Michael Hussey won the ICC Cricket World Cup 2007 and ICC Champions Trophy 2006 and 2009 with Australia. Between 2004 and 2013, he represented his country in 79 Tests in which he scored 6235 runs, 185 ODIs in which he scored 5442 runs and 38 T20Is in which he scored 721 runs.
There is less than a month before the ICC Champions Trophy begins and the excitement surrounding the tournament is really beginning to build.
From a player’s point of view, this tournament is really motivating because you want to measure yourself against the best players in the world and gain the respect of your peers. There are some great rivalries, such as India v Pakistan and Australia v England which create so much interest with the hype surrounding those games suffocating, but in the end what every team wants is to win the trophy for their country.
The Australia squad looks strong and if it can play at its best, should get through to the semi-final stage, at least. As many as nine players of the 15-man squad are honing their skills in India at the IPL, while the remainder will prepare in Brisbane at the National Performance Centre before the squad comes together in the UK for a few important practice games before the tournament begins.
The only concerns in the Australian camp are the fitness of Mitchell Starc and Chris Lynn. Starc is recovering well from a foot injury sustained in the Test series against India but may be a little underdone and will use the warm-up matches to get into top form for Australia’s first pool game against New Zealand on 2 June.
Chris Lynn dislocated his shoulder at the IPL and is racing the clock to be fit for the start of the tournament. With his amazing performances in the Big Bash and other leagues around the world, Lynn has become, arguably, Australia’s best T20 batsman with nerves of steel and phenomenal power. On the back of his T20 performances, he was selected in Australia’s ODI team and will be desperate to regain full fitness and grab his opportunity in the 50-over format.
I have had a good look at the squad and there are a few notable omissions, with Usman Khawaja, Shaun Marsh and James Faulkner, all quality players, missing from it.
Who can forget the batting of Faulkner against England at the Gabba in 2014 when he combined with number-11 batsman Clint McKay to put on 66 from just 33 balls. That knock included five sixes and three consecutive boundaries off Tim Bresnan’s last over to record a famous victory for Australia.
I was concerned that the Australian selectors had not picked a back-up wicket-keeper in case there was an injury on the eve of a match to Matthew Wade, but Peter Handscomb is playing for Yorkshire and could be drafted into the team in an emergency.
The Australia v England game on 7 June at Edgbaston is the one I am really looking forward to as there is so much history between the two teams. People in the Australian public often say to me, “We don’t care if you lose every game, but just make sure we beat the Poms!”
As a player, you feel as though you have a responsibility to your country to put in your best performance against the old foe.
One of the fondest memories of my career was when Australia defeated England at Centurion in South Africa in the semi-final of the ICC Champions Trophy in 2009. Shane Watson and Ricky Ponting scored breathtaking centuries, taking us to the final, where we accounted for New Zealand to win the trophy.

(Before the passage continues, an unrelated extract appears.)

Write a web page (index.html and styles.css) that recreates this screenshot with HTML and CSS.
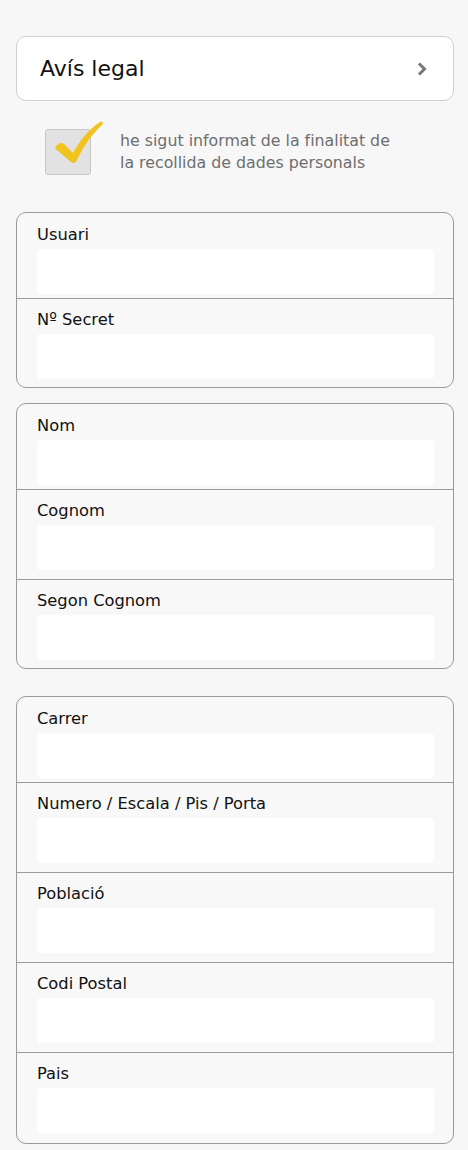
FILE: index.html
```html
<!DOCTYPE html>
<html lang="ca">
<head>
<meta charset="utf-8">
<title>Formulari</title>
<link rel="stylesheet" href="styles.css">
</head>
<body>
<div class="page">
  <div class="legal-card">
    <span class="legal-text">Avís legal</span>
    <svg class="chevron" width="10" height="14" viewBox="0 0 10 14"><path d="M2 1.5 L7.5 7 L2 12.5" fill="none" stroke="#777" stroke-width="3" stroke-linejoin="miter"/></svg>
  </div>

  <div class="consent">
    <div class="checkbox">
      <svg class="check" width="50" height="48" viewBox="0 0 50 48"><path d="M2 26 C5 23 8 22 10 24 L19 33 C26 20 35 9 46 2 C48 1 50 3 48 5 C38 14 29 27 23 40 C22 43 19 44 17 42 L3 30 C1 29 1 27 2 26 Z" fill="#f0c31f"/></svg>
    </div>
    <p class="consent-text">he sigut informat de la finalitat de<br>la recollida de dades personals</p>
  </div>

  <div class="group">
    <div class="row"><div class="label">Usuari</div><div class="input"></div></div>
    <div class="row"><div class="label">Nº Secret</div><div class="input"></div></div>
  </div>

  <div class="group group-2">
    <div class="row"><div class="label">Nom</div><div class="input"></div></div>
    <div class="row"><div class="label">Cognom</div><div class="input"></div></div>
    <div class="row"><div class="label">Segon Cognom</div><div class="input"></div></div>
  </div>

  <div class="group group-3">
    <div class="row"><div class="label">Carrer</div><div class="input"></div></div>
    <div class="row"><div class="label">Numero / Escala / Pis / Porta</div><div class="input"></div></div>
    <div class="row"><div class="label">Població</div><div class="input"></div></div>
    <div class="row"><div class="label">Codi Postal</div><div class="input"></div></div>
    <div class="row"><div class="label">Pais</div><div class="input"></div></div>
  </div>
</div>
</body>
</html>
```

FILE: styles.css
```css
html, body {
  margin: 0;
  padding: 0;
  background: #f7f7f7;
  font-family: "DejaVu Sans", Verdana, sans-serif;
  color: #111;
}

.page {
  padding: 36px 14px 0 16px;
  display: flex;
  flex-direction: column;
}

.legal-card {
  height: 63px;
  border: 1px solid #cfcfcf;
  border-radius: 10px;
  background: #fff;
  display: flex;
  align-items: center;
  justify-content: space-between;
  padding: 0 26px 0 23px;
}

.legal-text {
  font-size: 22px;
  line-height: 26px;
  color: #111;
}

.chevron {
  display: block;
  margin-top: 1px;
}

.consent {
  display: flex;
  align-items: center;
  margin: 28px 0 0 29px;
}

.checkbox {
  position: relative;
  width: 44px;
  height: 44px;
  border: 1px solid #c8c8c8;
  border-radius: 3px;
  background: #e2e2e2;
  flex-shrink: 0;
}

.check {
  position: absolute;
  left: 8px;
  top: -10px;
}

.consent-text {
  margin: 0 0 0 29px;
  font-size: 15.8px;
  line-height: 22px;
  color: #6e6e6e;
}

.group {
  margin-top: 37px;
  border: 1px solid #9a9a9a;
  border-radius: 10px;
  background: #f8f8f8;
  overflow: hidden;
}

.group-2 {
  margin-top: 15px;
}

.group-3 {
  margin-top: 27px;
}

.row {
  padding: 0 19px 9px 20px;
  border-top: 1px solid #9a9a9a;
}

.row:first-child {
  border-top: none;
  padding-bottom: 4px;
}

.row:last-child {
  padding-bottom: 8px;
}

.group-3 .row:last-child {
  padding-bottom: 10px;
}

.label {
  font-size: 16.3px;
  line-height: 20px;
  padding-top: 11px;
  height: 24px;
  color: #111;
}

.row:first-child .label {
  padding-top: 12px;
}

.input {
  height: 45px;
  background: #fff;
  border-radius: 4px;
}
```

The intensity always goes up a notch when we play England and I had some great battles with the likes of Andrew Flintoff, Steve Harmison, James Anderson and Graeme Swann over the years. Players from both teams slugged it out on the field with some high-quality cricket and some low quality ‘chat’ (mainly from Swann…haha), but then enjoyed each other’s company after the match or at the end of a series.
England have a strong squad for this year’s tournament and will no doubt be one of the favourites for the title in their home conditions. I can’t wait for the battles between the likes of David Warner, Steve Smith, Mitchell Starc and Pat Cummins going up against Joe Root, Ben Stokes, Jos Buttler, Jason Roy and Adil Rashid.
When you put world-class talent, who are highly motivated to win for their country and desperate to win the ICC Champions Trophy, all on a cricket field together, you create a perfect storm for inspirational performances that will be remembered forever in the history of our great game.
I honestly can’t wait for the action to begin!